Two things have brought Austria to the top portion of this list: it has very low levels of violent crime (especially in regard to political, economic, religious, and ethnic violence) and very peaceful relations with its neighbors, both of which are sure recipes for safety and success. It’s also worth noting who Austria’s neighbors are, as the country shares borders with seven nations that are all also highly ranked on this list: the Czech Republic (No. 6), Switzerland (No. 7), Slovenia (No. 10), Germany (No. 16), Hungary (No. 19), Slovakia (No. 24), and Italy (No. 39). Your biggest safety risk in Austria in probably getting injured while skiing down one of its many magnificent mountains.
It wasn’t always smooth sailing for this coastal European country. Denmark once had serious crime and terrorism issues (and European counter-terrorism forces broke up a large ISIS sleeper cell in the capital city of Copenhagen just this spring), but managed to tackle these and has been a regular at the top of the GPI list for many years. Additionally, Denmark also maintains a spot at the top of the list of happiest countries in the world, a lot of which is due to the small gap that exists between the rich and poor, which also helps lower the amount of robberies and burglaries. Almost exactly 10 percent of the country lives in Copenhagen, which also receives plenty of attention for being one of the safest big cities in the world. In fact, it’s so safe and such a wonderful city (with fantastic food to boot!) that we recently recommended it as one of the top destinations for students looking to study abroad.

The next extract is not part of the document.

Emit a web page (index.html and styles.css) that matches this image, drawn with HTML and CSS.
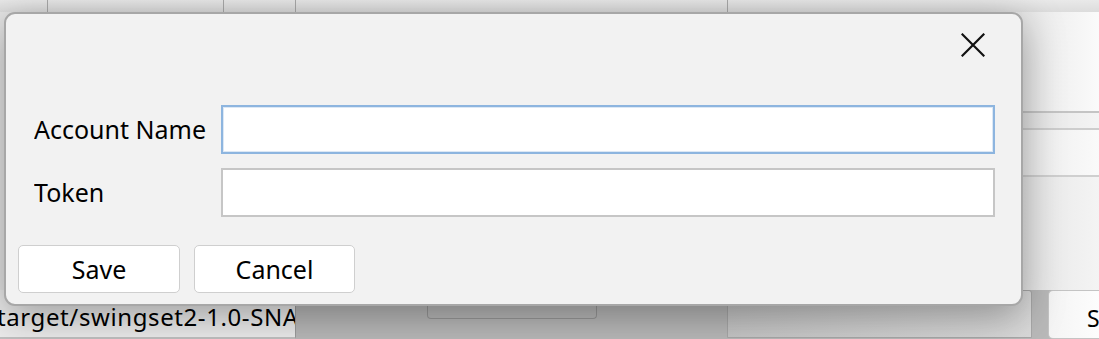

No surprise here, as Iceland is constantly being referred to as the safest countries in the world. As for the reasoning for this rank, there are a few major factors. First, Iceland is never involved in any sort of international conflicts. Since the Icelandic Reformation of the 1500s, the only major issues were the three Cod Wars (1958-61, 1972-73, and 1975-76), which were over the established fishery zones, and only included one death. Iceland does not maintain a standing army, navy, or air force, using only a militarized Coast Guard for protection. Additionally, even the pettiest crimes (like pickpocketing) are nearly nonexistent, and the homicide rate has never exceeded 8 per 100,000 to date. Maybe it has something to do with the camaraderie formed by an isolated island country of only 323,002. One thing is for certain, the safety has nothing to do with a lack of firearms; Iceland actually ranks 15th in the world in per-capita gun ownership.